**STATED TASK:** Quote from the first line below through the line that contains "flex h-[1792px] w-[828px]", both included, and leave the pictures out.

**INFORMATION SUPPLIED:**
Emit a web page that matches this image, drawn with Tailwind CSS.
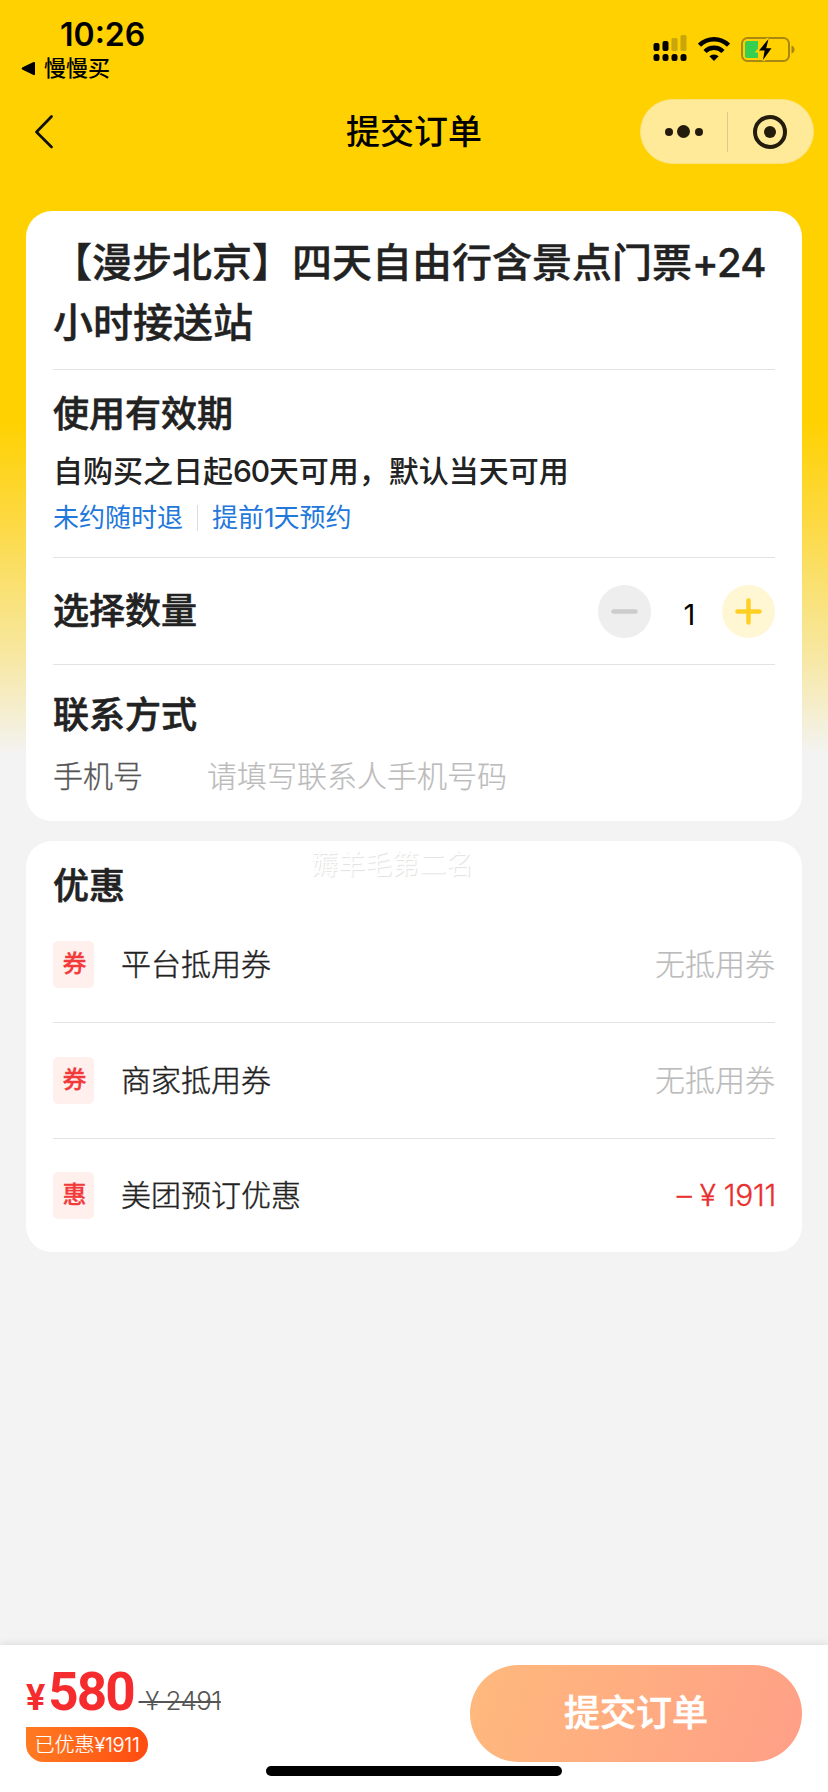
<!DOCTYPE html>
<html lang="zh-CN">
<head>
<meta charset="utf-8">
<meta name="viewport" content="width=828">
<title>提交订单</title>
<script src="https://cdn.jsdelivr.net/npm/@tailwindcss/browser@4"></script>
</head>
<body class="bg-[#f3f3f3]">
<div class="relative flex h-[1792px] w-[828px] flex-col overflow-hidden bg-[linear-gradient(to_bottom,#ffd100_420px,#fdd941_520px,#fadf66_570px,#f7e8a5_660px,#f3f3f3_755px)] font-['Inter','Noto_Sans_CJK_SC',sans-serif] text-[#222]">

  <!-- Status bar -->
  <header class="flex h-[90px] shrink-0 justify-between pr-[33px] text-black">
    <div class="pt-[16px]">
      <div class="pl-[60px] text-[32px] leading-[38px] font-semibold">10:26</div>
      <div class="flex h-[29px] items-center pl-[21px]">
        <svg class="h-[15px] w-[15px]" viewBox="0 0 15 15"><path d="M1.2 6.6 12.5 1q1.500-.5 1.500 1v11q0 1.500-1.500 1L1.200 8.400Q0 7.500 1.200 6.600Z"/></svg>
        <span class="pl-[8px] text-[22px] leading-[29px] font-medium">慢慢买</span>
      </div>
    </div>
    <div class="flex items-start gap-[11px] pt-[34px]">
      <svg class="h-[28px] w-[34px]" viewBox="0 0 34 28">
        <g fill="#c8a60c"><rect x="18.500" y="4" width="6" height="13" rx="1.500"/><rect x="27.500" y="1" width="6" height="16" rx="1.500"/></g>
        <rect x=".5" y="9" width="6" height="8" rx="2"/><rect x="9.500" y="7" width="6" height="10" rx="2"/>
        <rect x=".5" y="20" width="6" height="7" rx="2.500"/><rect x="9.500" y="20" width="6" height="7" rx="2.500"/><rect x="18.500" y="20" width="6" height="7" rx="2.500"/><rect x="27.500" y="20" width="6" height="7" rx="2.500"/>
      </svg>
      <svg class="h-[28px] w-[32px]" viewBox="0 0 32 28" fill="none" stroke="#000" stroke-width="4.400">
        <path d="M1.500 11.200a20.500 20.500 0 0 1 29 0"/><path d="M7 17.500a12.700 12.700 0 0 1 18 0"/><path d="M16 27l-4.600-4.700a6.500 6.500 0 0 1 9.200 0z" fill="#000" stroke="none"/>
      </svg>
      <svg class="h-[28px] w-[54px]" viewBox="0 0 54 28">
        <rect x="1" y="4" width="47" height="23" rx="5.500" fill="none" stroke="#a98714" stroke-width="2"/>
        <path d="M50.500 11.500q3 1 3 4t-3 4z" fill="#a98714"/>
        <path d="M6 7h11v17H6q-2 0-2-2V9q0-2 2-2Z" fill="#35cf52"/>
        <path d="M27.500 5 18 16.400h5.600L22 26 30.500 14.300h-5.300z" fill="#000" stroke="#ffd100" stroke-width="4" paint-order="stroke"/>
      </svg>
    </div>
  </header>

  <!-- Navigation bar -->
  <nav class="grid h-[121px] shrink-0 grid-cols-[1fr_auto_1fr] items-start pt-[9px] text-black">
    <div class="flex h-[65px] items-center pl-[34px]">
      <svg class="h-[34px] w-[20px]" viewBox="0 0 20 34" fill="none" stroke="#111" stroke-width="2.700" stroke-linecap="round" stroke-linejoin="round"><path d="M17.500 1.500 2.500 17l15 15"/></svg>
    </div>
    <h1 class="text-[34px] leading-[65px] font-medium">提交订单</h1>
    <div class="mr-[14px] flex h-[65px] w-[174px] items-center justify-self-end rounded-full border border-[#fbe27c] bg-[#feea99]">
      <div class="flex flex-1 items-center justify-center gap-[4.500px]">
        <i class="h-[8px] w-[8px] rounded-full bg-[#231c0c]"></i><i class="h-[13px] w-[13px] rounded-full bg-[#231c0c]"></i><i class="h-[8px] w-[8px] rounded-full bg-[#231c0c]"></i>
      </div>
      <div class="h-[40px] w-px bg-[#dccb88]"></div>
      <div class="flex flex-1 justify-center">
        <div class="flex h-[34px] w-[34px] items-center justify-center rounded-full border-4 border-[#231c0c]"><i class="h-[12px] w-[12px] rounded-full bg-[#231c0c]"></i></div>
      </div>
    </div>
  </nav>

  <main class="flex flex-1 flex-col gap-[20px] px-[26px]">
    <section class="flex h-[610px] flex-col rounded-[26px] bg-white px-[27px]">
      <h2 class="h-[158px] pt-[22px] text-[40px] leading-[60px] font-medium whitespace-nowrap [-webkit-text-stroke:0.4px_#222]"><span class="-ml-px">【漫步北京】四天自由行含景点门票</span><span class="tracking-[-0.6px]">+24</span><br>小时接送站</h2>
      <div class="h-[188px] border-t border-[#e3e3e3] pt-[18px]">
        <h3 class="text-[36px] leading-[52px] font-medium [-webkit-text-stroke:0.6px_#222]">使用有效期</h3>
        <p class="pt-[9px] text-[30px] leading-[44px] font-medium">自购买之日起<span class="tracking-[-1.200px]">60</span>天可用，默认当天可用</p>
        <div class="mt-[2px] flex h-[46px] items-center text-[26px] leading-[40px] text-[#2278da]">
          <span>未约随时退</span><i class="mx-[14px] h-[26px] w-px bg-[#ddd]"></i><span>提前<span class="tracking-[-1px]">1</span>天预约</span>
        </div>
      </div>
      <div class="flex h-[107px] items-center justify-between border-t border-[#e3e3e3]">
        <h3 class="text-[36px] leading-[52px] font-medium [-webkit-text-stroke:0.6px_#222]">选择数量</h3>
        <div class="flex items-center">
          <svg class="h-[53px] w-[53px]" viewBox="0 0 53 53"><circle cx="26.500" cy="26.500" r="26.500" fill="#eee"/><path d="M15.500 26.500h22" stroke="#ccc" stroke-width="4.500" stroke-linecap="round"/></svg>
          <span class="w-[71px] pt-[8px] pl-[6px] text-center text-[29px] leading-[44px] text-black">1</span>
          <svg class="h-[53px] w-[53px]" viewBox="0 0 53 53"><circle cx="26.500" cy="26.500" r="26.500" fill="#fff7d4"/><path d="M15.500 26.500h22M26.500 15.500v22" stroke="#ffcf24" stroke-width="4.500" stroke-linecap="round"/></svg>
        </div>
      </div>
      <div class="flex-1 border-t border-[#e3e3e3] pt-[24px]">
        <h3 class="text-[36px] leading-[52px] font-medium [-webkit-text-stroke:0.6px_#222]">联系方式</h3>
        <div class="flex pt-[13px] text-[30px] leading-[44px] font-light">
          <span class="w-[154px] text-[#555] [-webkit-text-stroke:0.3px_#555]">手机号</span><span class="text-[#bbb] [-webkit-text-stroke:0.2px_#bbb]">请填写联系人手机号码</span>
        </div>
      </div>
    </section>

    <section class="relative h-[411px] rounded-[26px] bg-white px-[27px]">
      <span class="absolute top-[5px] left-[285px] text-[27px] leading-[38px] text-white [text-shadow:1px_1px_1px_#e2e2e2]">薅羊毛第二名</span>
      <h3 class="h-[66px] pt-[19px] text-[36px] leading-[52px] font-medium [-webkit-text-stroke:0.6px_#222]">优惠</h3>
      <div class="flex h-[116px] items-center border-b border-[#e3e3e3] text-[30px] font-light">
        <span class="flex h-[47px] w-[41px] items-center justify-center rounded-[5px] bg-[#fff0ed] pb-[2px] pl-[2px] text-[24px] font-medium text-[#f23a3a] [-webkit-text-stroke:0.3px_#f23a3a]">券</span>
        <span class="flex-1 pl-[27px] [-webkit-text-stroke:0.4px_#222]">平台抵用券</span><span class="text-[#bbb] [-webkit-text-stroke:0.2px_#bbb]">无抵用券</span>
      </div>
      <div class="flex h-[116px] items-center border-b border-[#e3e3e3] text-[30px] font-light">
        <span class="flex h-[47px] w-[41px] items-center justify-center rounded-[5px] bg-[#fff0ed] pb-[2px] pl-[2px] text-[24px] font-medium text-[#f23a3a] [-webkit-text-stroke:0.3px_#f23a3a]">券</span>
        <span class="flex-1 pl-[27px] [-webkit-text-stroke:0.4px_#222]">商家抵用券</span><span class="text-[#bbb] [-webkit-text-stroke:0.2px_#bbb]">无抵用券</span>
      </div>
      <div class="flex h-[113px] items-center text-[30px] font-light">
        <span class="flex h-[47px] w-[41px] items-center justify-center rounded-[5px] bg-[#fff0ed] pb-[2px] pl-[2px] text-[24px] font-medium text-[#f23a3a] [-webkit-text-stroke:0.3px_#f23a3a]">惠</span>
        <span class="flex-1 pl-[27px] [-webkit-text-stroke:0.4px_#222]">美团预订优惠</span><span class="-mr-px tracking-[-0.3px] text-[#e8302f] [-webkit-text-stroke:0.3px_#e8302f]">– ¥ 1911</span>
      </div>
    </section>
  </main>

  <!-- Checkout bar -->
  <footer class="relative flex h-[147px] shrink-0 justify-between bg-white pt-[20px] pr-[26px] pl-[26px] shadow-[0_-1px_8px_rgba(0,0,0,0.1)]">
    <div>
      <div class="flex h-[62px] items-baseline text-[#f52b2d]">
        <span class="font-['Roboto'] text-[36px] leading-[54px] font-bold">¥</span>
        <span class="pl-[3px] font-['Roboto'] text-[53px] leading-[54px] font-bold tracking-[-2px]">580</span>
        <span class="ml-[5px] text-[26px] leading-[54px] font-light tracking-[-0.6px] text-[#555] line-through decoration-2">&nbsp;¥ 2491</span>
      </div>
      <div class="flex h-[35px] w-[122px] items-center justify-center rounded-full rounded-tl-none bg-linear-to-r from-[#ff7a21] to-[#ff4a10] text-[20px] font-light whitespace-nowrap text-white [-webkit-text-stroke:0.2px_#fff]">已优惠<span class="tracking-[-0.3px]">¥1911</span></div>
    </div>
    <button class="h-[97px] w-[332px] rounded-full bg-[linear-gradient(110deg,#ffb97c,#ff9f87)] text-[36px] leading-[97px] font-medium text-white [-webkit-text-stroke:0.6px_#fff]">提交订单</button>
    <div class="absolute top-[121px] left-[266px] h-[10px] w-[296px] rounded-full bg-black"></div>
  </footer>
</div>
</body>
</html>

**OUTPUT OF THE TASK:**
Emit a web page that matches this image, drawn with Tailwind CSS.
<!DOCTYPE html>
<html lang="zh-CN">
<head>
<meta charset="utf-8">
<meta name="viewport" content="width=828">
<title>提交订单</title>
<script src="https://cdn.jsdelivr.net/npm/@tailwindcss/browser@4"></script>
</head>
<body class="bg-[#f3f3f3]">
<div class="relative flex h-[1792px] w-[828px] flex-col overflow-hidden bg-[linear-gradient(to_bottom,#ffd100_420px,#fdd941_520px,#fadf66_570px,#f7e8a5_660px,#f3f3f3_755px)] font-['Inter','Noto_Sans_CJK_SC',sans-serif] text-[#222]">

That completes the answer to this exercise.